Patel’s venture capital firm invests in female-founded and -run companies, including “unicorn” startups Guild Education, Rachel Carlson’s ed tech company; Spring Health, April Koh’s mental health company; and Evidation Health, led by co-CEOs Deborah Kilpatrick and Christine Lemke. Patel also rattles off the names of several other women she admires as tech leaders, including Jennifer Tejada, CEO of software company PagerDuty; Anjali Sud, CEO of video platform Vimeo; and Michelle Zatlyn, COO and cofounder of cybersecurity company Cloudflare.
These women are relatively prominent in tech circles but are less known as gender ambassadors (if lesser known than Sandberg in general), partly because they mostly run B-to-B companies. As a result, they have less need to market broadly to consumers—and become the public faces of their companies—than the female founders of The Wing, Outdoor Voices, Away, and other now-infamous startups, for whom this strategy backfired spectacularly in recent years.
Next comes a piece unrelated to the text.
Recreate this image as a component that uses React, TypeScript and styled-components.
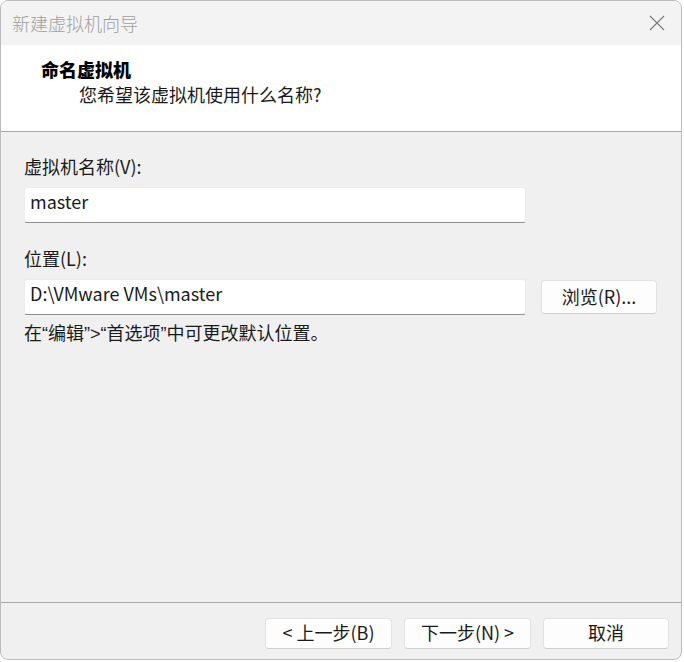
import styled, { createGlobalStyle } from "styled-components";

const GlobalStyle = createGlobalStyle`
	html, body {
		margin: 0;
		padding: 0;
		background: #ffffff;
	}

	* {
		box-sizing: border-box;
	}

	body {
		font-family: "Noto Sans CJK SC", "Noto Sans", sans-serif;
		font-size: 18px;
		color: #1a1a1a;
	}
`;

const WizardWindow = styled.div`
	display: flex;
	flex-direction: column;

	width: 682px;
	height: 660px;

	background: #f0f0f0;
	border: 1px solid #bcbcbc;
	border-radius: 8px;
	overflow: hidden;
`;

const TitleBar = styled.div`
	display: flex;
	align-items: center;
	justify-content: space-between;

	height: 44px;
	padding: 0 16px 0 11px;

	background: #f3f3f3;
`;

const TitleText = styled.span`
	color: #a0a0a0;
	font-size: 18px;
	font-weight: 300;
	line-height: 24px;
`;

const CloseButton = styled.div`
	display: flex;
	align-items: center;
	justify-content: center;

	width: 16px;
	height: 16px;
`;

const Header = styled.div`
	display: flex;
	flex-direction: column;

	height: 87px;
	padding: 12px 0 0 40px;

	background: #ffffff;
	border-bottom: 1px solid #a7a7a7;
`;

const HeaderTitle = styled.div`
	font-weight: 900;
	font-size: 18px;
	line-height: 24px;
	color: #000000;
`;

const HeaderSubtitle = styled.div`
	margin-top: 1px;
	padding-left: 38px;

	font-size: 18px;
	line-height: 24px;
	color: #1a1a1a;
`;

const Body = styled.div`
	display: flex;
	flex-direction: column;
	flex: 1;

	padding: 22px 0 0 23px;
`;

const FieldLabel = styled.label<{ $gap?: number }>`
	display: block;
	margin-top: ${props => props.$gap ?? 0}px;

	font-size: 18px;
	line-height: 24px;
`;

const FieldRow = styled.div`
	display: flex;
	align-items: flex-start;
	gap: 15px;

	margin-top: 9px;
`;

const TextBox = styled.div`
	display: flex;
	align-items: center;

	width: 502px;
	height: 36px;
	padding: 0 5px 9px;

	background: #ffffff;
	border: 1px solid #ececec;
	border-bottom: 1px solid #8f8f8f;
	border-radius: 3px;

	font-size: 18px;
	line-height: 24px;
	color: #1a1a1a;
`;

const Button = styled.div<{ $width: number; $height: number }>`
	display: flex;
	align-items: center;
	justify-content: center;

	width: ${props => props.$width}px;
	height: ${props => props.$height}px;
	margin-top: 1px;
	padding-bottom: 3px;

	background: #fdfdfd;
	border: 1px solid #e2e2e2;
	border-bottom-color: #cfcfcf;
	border-radius: 4px;

	font-size: 18px;
	line-height: 24px;
	color: #1a1a1a;
`;

const Hint = styled.div`
	margin-top: 7px;

	font-family: "Liberation Sans", "Noto Sans CJK SC", sans-serif;
	font-size: 18px;
	line-height: 24px;
`;

const Footer = styled.div`
	display: flex;
	justify-content: flex-end;
	gap: 12px;

	height: 57px;
	padding: 14px 12px 0 0;

	border-top: 1px solid #a7a7a7;
`;

const CloseIcon = () => (
	<svg width="16" height="16" viewBox="0 0 16 16">
		<path d="M1 1 L15 15 M15 1 L1 15" stroke="#7a7a7a" strokeWidth="1.1" fill="none" />
	</svg>
);

export default function App(): JSX.Element {
	return (
		<>
			<GlobalStyle />
			<WizardWindow>
				<TitleBar>
					<TitleText>新建虚拟机向导</TitleText>
					<CloseButton>
						<CloseIcon />
					</CloseButton>
				</TitleBar>

				<Header>
					<HeaderTitle>命名虚拟机</HeaderTitle>
					<HeaderSubtitle>您希望该虚拟机使用什么名称?</HeaderSubtitle>
				</Header>

				<Body>
					<FieldLabel>虚拟机名称(V):</FieldLabel>
					<FieldRow>
						<TextBox>master</TextBox>
					</FieldRow>

					<FieldLabel $gap={23}>位置(L):</FieldLabel>
					<FieldRow>
						<TextBox>D:\VMware VMs\master</TextBox>
						<Button $width={116} $height={34}>浏览(R)...</Button>
					</FieldRow>

					<Hint>在“编辑”&gt;“首选项”中可更改默认位置。</Hint>
				</Body>

				<Footer>
					<Button $width={127} $height={31}>&lt; 上一步(B)</Button>
					<Button $width={127} $height={31}>下一步(N) &gt;</Button>
					<Button $width={126} $height={31}>取消</Button>
				</Footer>
			</WizardWindow>
		</>
	);
}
“What we’re going for is normalizing women in positions of extraordinary power and influence—and doing that in a way where you don’t need to be a pop-culture icon,” Patel says.
Strength in numbers
The double standards for women in power ultimately can’t be solved by individual female executives—even those as influential as Sheryl Sandberg. Systemically, little will change without the support of the men who still control the vast majority of Fortune 500 CEO roles, board seats at both public and private companies, and VC funding decisions. “We still don’t hold the majority of power inside the workplace—so there’s only so much we can do,” Harts points out. “I really would love to see men in power showing up and being active allies for women, when we do get into these positions.”
Despite plenty of corporate rhetoric about allyship, we’re far from this ideal world. One of the most depressing findings from Manzi’s current (not-yet-published) research is that it can be self-defeating for women to talk about sexism or workplace equity. “Women that downplay the effects of gender bias are really, really favored by men,” she says. “When you have this discourse about the need to advance women—or when we have quota policies—some men might feel a little threatened,” and choose to hire or promote women who say that sexism is solved and “nothing needs to be done.”
Still, she isn’t suggesting women shut up about the whole gender thing. Manzi goes so far as to argue that companies and boards need to impose more quotas, to increase the visibility—and the overall numbers—of leaders who are women and people of color, and to lessen the burden of representation on each individual who breaks through that persistent glass ceiling.
“We need to go beyond the tokens, and the one to three executives that we can name,” she says. “When we have a group of women, you can have the great ones and the bad ones, but everyone is going to be treated the same way—the way that we now treat men.”